Many a Mars theory would contain next to many other to-be-fact sentences, that there is water on Mars. And the confirmation would make all waterbased Theories of Mars more likely.
sry for bad english. As german i have sometimes problems to find the correct english words.
'Therefore if they find at least a bit of water on Mars, this observational sentence "There is water on Mars" is confirmed and true.'
When you *think* you find water on Mars, you may be mistaken. Maybe it was a different liquid that looks like water. Maybe you were hallucinating. Maybe your colleague was playing a prank on you and put some water from Earth where you would look. Maybe the device for checking the chemical compositions of liquids was malfunctioning or badly designed.
This is not such a big deal. It's OK that we don't have certain knowledge. We don't need it. We can still say we discovered water on Mars, and this can be the best theory available that we think is true, and there may be no competing theories anyone finds plausible.
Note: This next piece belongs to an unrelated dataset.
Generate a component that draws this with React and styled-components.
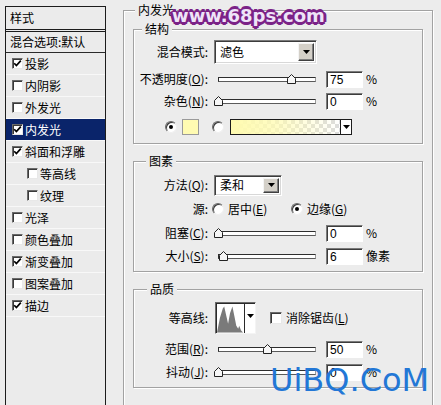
import React from "react";
import styled, { createGlobalStyle } from "styled-components";

const effects = [
  { label: "投影", checked: true },
  { label: "内阴影" },
  { label: "外发光" },
  { label: "内发光", checked: true, selected: true },
  { label: "斜面和浮雕", checked: true },
  { label: "等高线", indent: true },
  { label: "纹理", indent: true },
  { label: "光泽" },
  { label: "颜色叠加" },
  { label: "渐变叠加", checked: true },
  { label: "图案叠加" },
  { label: "描边", checked: true },
];

function CheckBox({ checked }) {
  return (
    <CheckFrame>
      {checked && (
        <svg width="9" height="9" viewBox="0 0 9 9">
          <path d="M1.2 4.2 L3.4 6.6 L7.8 1.6" fill="none" stroke="#000" strokeWidth="1.7" />
        </svg>
      )}
    </CheckFrame>
  );
}

function Radio({ checked }) {
  return <RadioDot $checked={checked} />;
}

function Arrow() {
  return (
    <svg width="7" height="4" viewBox="0 0 7 4">
      <path d="M0 0 H7 L3.5 4 Z" fill="#000" />
    </svg>
  );
}

function Slider({ pos }) {
  return (
    <SliderBox>
      <Track />
      <Thumb style={{ left: `${4 + pos * 98 - 4.5}px` }}>
        <svg width="9" height="10" viewBox="0 0 9 10">
          <path d="M0.5 9.5 V4.5 L4.5 0.5 L8.5 4.5 V9.5 Z" fill="#f6f6f6" stroke="#222" />
        </svg>
      </Thumb>
    </SliderBox>
  );
}

function Select({ value, w, h }) {
  return (
    <SelectBox $w={w} $h={h}>
      <SelectValue>{value}</SelectValue>
      <DropButton>
        <Arrow />
      </DropButton>
    </SelectBox>
  );
}

function SliderRow({ label, pos, value, unit, gap }) {
  return (
    <Row $gap={gap}>
      <Label>{label}</Label>
      <Slider pos={pos} />
      <NumberField>{value}</NumberField>
      <Unit>{unit}</Unit>
    </Row>
  );
}

export default function App() {
  return (
    <>
      <GlobalStyle />
      <Window>
        <StylePanel>
          <PanelTitle>样式</PanelTitle>
          <BlendRow>混合选项:默认</BlendRow>
          {effects.map((e) => (
            <EffectRow key={e.label} $selected={e.selected} $indent={e.indent}>
              <CheckBox checked={e.checked} />
              <span>{e.label}</span>
            </EffectRow>
          ))}
        </StylePanel>

        <OuterGroup>
          <Legend $x={11}>内发光</Legend>

          <Group $h={115}>
            <Legend $x={8}>结构</Legend>
            <Row $h={24} $gap={10}>
              <Label>混合模式:</Label>
              <Select value="滤色" w={103} h={24} />
            </Row>
            <SliderRow
              gap={4}
              label={<>不透明度(<Key>O</Key>):</>}
              pos={0.75}
              value="75"
              unit="%"
            />
            <SliderRow gap={0} label={<>杂色(<Key>N</Key>):</>} pos={0} value="0" unit="%" />
            <ColorRow>
              <Radio checked />
              <Swatch />
              <Radio />
              <GradientField>
                <GradientFill />
                <GradientArrow>
                  <Arrow />
                </GradientArrow>
              </GradientField>
            </ColorRow>
          </Group>

          <Group $h={111}>
            <Legend $x={12}>图素</Legend>
            <Row $gap={12}>
              <Label>方法(<Key>Q</Key>):</Label>
              <Select value="柔和" w={68} h={21} />
            </Row>
            <Row $gap={2}>
              <Label>源:</Label>
              <RadioOption $w={79}>
                <Radio />
                <span>居中(<Key>E</Key>)</span>
              </RadioOption>
              <RadioOption>
                <Radio checked />
                <span>边缘(<Key>G</Key>)</span>
              </RadioOption>
            </Row>
            <SliderRow gap={2} label={<>阻塞(<Key>C</Key>):</>} pos={0} value="0" unit="%" />
            <SliderRow gap={1} label={<>大小(<Key>S</Key>):</>} pos={0.06} value="6" unit="像素" />
          </Group>

          <Group $h={99}>
            <Legend $x={13}>品质</Legend>
            <Row $h={32} $gap={12}>
              <Label>等高线:</Label>
              <ContourPicker>
                <ContourGraph>
                  <svg width="28" height="29" viewBox="0 0 28 29">
                    <path
                      d="M0 29 L3 14 L6 4 L7.5 2 L9.5 11 L11.5 20 L13.5 9 L16 2 L18 12 L20 22 L22 25 L23 22 L25 27 L27 29 Z"
                      fill="#7a7a7a"
                    />
                  </svg>
                </ContourGraph>
                <ContourArrow>
                  <Arrow />
                </ContourArrow>
              </ContourPicker>
              <AntiAlias>
                <CheckBox />
                <span>消除锯齿(<Key>L</Key>)</span>
              </AntiAlias>
            </Row>
            <SliderRow gap={4} label={<>范围(<Key>R</Key>):</>} pos={0.5} value="50" unit="%" />
            <SliderRow gap={1} label={<>抖动(<Key>J</Key>):</>} pos={0} value="0" unit="%" />
          </Group>
        </OuterGroup>

        <SiteMark>www.68ps.com</SiteMark>
        <CornerMark>UiBQ.CoM</CornerMark>
      </Window>
    </>
  );
}

const GlobalStyle = createGlobalStyle`
  * { box-sizing: border-box; }
  html, body { margin: 0; padding: 0; background: #ececec; }
  body {
    font-family: "Noto Sans CJK SC", "DejaVu Sans", sans-serif;
    font-size: 12px;
    line-height: 14px;
    color: #000;
    overflow: hidden;
  }
`;

const Window = styled.div`
  position: relative;
  width: 441px;
  height: 405px;
  overflow: hidden;
  display: flex;
  align-items: flex-start;
  background: #ececec;
`;

const StylePanel = styled.div`
  margin: 6px 0 0 5px;
  width: 101px;
  height: 420px;
  flex-shrink: 0;
  border: 1px solid #1c1c1c;
  background: #ebebeb;
`;

const PanelTitle = styled.div`
  height: 25px;
  padding: 4px 0 0 4px;
  border-bottom: 3px double #1c1c1c;
`;

const BlendRow = styled.div`
  height: 21px;
  padding: 3px 0 0 4px;
  border-bottom: 1px solid #2a2a2a;
`;

const EffectRow = styled.div`
  height: 22px;
  display: flex;
  align-items: center;
  gap: 2px;
  padding-left: ${(p) => (p.$indent ? 21 : 6)}px;
  border-bottom: 1px solid #f8f8f8;
  background: ${(p) => (p.$selected ? "#0a246a" : "transparent")};
  color: ${(p) => (p.$selected ? "#fff" : "#000")};
`;

const CheckFrame = styled.span`
  width: 11px;
  height: 11px;
  flex-shrink: 0;
  display: flex;
  align-items: center;
  justify-content: center;
  background: #fff;
  border: 1px solid;
  border-color: #6a6a6a #e8e8e8 #e8e8e8 #6a6a6a;
  box-shadow: inset 1px 1px 0 #3a3a3a;
`;

const OuterGroup = styled.div`
  position: relative;
  margin: 10px 0 0 17px;
  width: 310px;
  height: 420px;
  flex-shrink: 0;
  border: 1px solid #a2a2a2;
  box-shadow: inset 1px 1px 0 #fff, 1px 1px 0 #fff;
  padding: 18px 0 0 9px;
  display: flex;
  flex-direction: column;
  gap: 18px;
`;

const Group = styled.div`
  position: relative;
  width: 290px;
  height: ${(p) => p.$h}px;
  flex-shrink: 0;
  border: 1px solid #a2a2a2;
  box-shadow: inset 1px 1px 0 #fff, 1px 1px 0 #fff;
  display: flex;
  flex-direction: column;

  & + & {
    margin-top: -1px;
  }
`;

const Legend = styled.span`
  position: absolute;
  top: -8px;
  left: ${(p) => p.$x}px;
  padding: 0 3px;
  background: #ececec;
  line-height: 14px;
`;

const Row = styled.div`
  display: flex;
  align-items: center;
  height: ${(p) => p.$h || 22}px;
  margin-top: ${(p) => p.$gap || 0}px;
  flex-shrink: 0;
`;

const Label = styled.span`
  width: 74px;
  flex-shrink: 0;
  text-align: right;
  white-space: nowrap;
`;

const Key = styled.span`
  text-decoration: underline;
`;

const SelectBox = styled.div`
  margin-left: 6px;
  width: ${(p) => p.$w}px;
  height: ${(p) => p.$h}px;
  display: flex;
  align-items: stretch;
  background: #fff;
  border: 1px solid;
  border-color: #7a7a7a #fff #fff #7a7a7a;
  box-shadow: inset 1px 1px 0 #3c3c3c, inset -1px -1px 0 #d8d8d8;
  padding: 2px;
`;

const SelectValue = styled.span`
  flex: 1;
  display: flex;
  align-items: center;
  padding-left: 3px;
`;

const DropButton = styled.span`
  width: 16px;
  display: flex;
  align-items: center;
  justify-content: center;
  background: #d4d0c8;
  border: 1px solid;
  border-color: #f4f4f4 #404040 #404040 #f4f4f4;
  box-shadow: inset -1px -1px 0 #808080;
`;

const SliderBox = styled.div`
  position: relative;
  margin-left: 6px;
  width: 104px;
  height: 22px;
  flex-shrink: 0;
`;

const Track = styled.div`
  position: absolute;
  left: 4px;
  right: 2px;
  top: 9px;
  height: 5px;
  background: #fff;
  border: 1px solid #2e2e2e;
  border-right-color: #9a9a9a;
  border-bottom-color: #5a5a5a;
`;

const Thumb = styled.div`
  position: absolute;
  top: 6px;
  width: 9px;
  height: 10px;
  display: flex;
`;

const NumberField = styled.div`
  margin-left: 8px;
  width: 37px;
  height: 17px;
  flex-shrink: 0;
  padding: 1px 0 0 3px;
  background: #fff;
  border: 1px solid;
  border-color: #7a7a7a #fff #fff #7a7a7a;
  box-shadow: inset 1px 1px 0 #3c3c3c;
  font-family: "Liberation Sans", "Noto Sans", sans-serif;
  font-size: 12px;
  line-height: 14px;
`;

const Unit = styled.span`
  margin-left: 3px;
  white-space: nowrap;
`;

const ColorRow = styled.div`
  display: flex;
  align-items: center;
  height: 22px;
  margin-top: 4px;
  padding-left: 31px;
`;

const RadioDot = styled.span`
  position: relative;
  width: 12px;
  height: 12px;
  flex-shrink: 0;
  border-radius: 50%;
  background: #fff;
  border: 1px solid;
  border-color: #6a6a6a #f0f0f0 #f0f0f0 #6a6a6a;
  box-shadow: inset 1px 1px 0 #3a3a3a;

  &::after {
    content: "";
    display: ${(p) => (p.$checked ? "block" : "none")};
    position: absolute;
    left: 3px;
    top: 3px;
    width: 4px;
    height: 4px;
    border-radius: 50%;
    background: #000;
  }

  & + & {
    margin-left: 13px;
  }
`;

const Swatch = styled.span`
  margin: 0 13px 0 5px;
  width: 17px;
  height: 16px;
  flex-shrink: 0;
  background: #fffbb2;
  border: 1px solid #9a9a9a;
`;

const GradientField = styled.div`
  margin-left: 6px;
  width: 122px;
  height: 16px;
  display: flex;
  border: 1px solid #1c1c1c;
  background-color: #fff;
  background-image: linear-gradient(45deg, #dcdcdc 25%, transparent 25%, transparent 75%, #dcdcdc 75%),
    linear-gradient(45deg, #dcdcdc 25%, transparent 25%, transparent 75%, #dcdcdc 75%);
  background-size: 8px 8px;
  background-position: 0 0, 4px 4px;
`;

const GradientFill = styled.span`
  flex: 1;
  background: linear-gradient(to right, #fffbb0 0%, rgba(255, 251, 176, 0.75) 40%, rgba(255, 251, 176, 0) 100%);
`;

const GradientArrow = styled.span`
  width: 11px;
  display: flex;
  align-items: center;
  justify-content: center;
  background: #fff;
  border-left: 1px solid #1c1c1c;
`;

const RadioOption = styled.span`
  display: flex;
  align-items: center;
  gap: 4px;
  width: ${(p) => (p.$w ? `${p.$w}px` : "auto")};
  margin-left: ${(p) => (p.$w ? 4 : 0)}px;
  white-space: nowrap;
`;

const ContourPicker = styled.div`
  margin-left: 7px;
  width: 41px;
  height: 32px;
  display: flex;
  background: #fff;
  border: 1px solid;
  border-color: #6a6a6a #f4f4f4 #f4f4f4 #6a6a6a;
  box-shadow: inset 1px 1px 0 #2a2a2a;
  padding: 1px 0 0 1px;
`;

const ContourGraph = styled.span`
  width: 28px;
  display: flex;
  align-items: flex-end;
  border-right: 1px solid #2a2a2a;
`;

const ContourArrow = styled.span`
  flex: 1;
  display: flex;
  align-items: center;
  justify-content: center;
  padding-bottom: 6px;
`;

const AntiAlias = styled.span`
  display: flex;
  align-items: center;
  gap: 4px;
  margin-left: 14px;
  white-space: nowrap;

  & > span:first-child {
    width: 12px;
    height: 12px;
  }
`;

const SiteMark = styled.div`
  position: absolute;
  left: 172px;
  top: 5px;
  font-family: "DejaVu Sans", sans-serif;
  font-weight: bold;
  font-size: 18px;
  line-height: 22px;
  color: #eee4f8;
  text-shadow: 2px 0 0 #7b2287, -2px 0 0 #7b2287, 0 2px 0 #7b2287, 0 -2px 0 #7b2287,
    1.5px 1.5px 0 #7b2287, -1.5px 1.5px 0 #7b2287, 1.5px -1.5px 0 #7b2287, -1.5px -1.5px 0 #7b2287,
    3px 0 0 #7b2287, -3px 0 0 #7b2287, 0 3px 0 #7b2287, 0 -3px 0 #7b2287;
  white-space: nowrap;
`;

const CornerMark = styled.div`
  position: absolute;
  left: 270px;
  top: 362px;
  font-family: "DejaVu Sans", sans-serif;
  font-size: 32px;
  line-height: 36px;
  color: #2277d6;
  white-space: nowrap;
`;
But it does mean that confirmations are fallible, not "true" in the sense of justified, certainly-infallibly-true belief. One reason this is important is we should always be open to criticism and revision of our ideas if someone disputes them. We have to address the reasons he gives, and never say "you can't question that fact b/c it's an established, confirmed truth".
- Elliot
The observational aperatus may be defective or the theories making them possible wrong.
But if our waterfinding device works correctly, the "There is water on Mars" sentence is true.
Theories are nets of such sentences. Our observation itself is theory dependent. And our observations or conclusions may be wrong.
Confirmation is not proove. We cant proove that there is water on Mars, and therefore have no assured knowledge of this, even if we find large amounts of water many times over and over.
sry again for bad english
Tobias Mueller-Kortkamp
You say that confirmation is not a proof, so it's possible we actually agree.
When Popper says confirmation or verification is not possible, I think he means two main things.
The first is that if a theory is confirmed or verified by an observation, it still might be mistaken. He's insisting on fallibility. No matter how much confirmation you have, it could still be false, so we must always keep an open mind.
The second thing he means is that induction is false, and the general idea of data pointing us to theories is false.
The right way is to make conjectures and explanations, and then use observation data in the role of criticism.
- Elliot
I agree we are in no real controversy.
I looked up a word in dictionary which I can't properly translate.
It states that the word i look is "prove"....don't know if theres a differnce between prove and proove.
A Theory of Mars containing that Mars helds water would prove? the theory.
This means it would have shown its worth for explaining things we observed.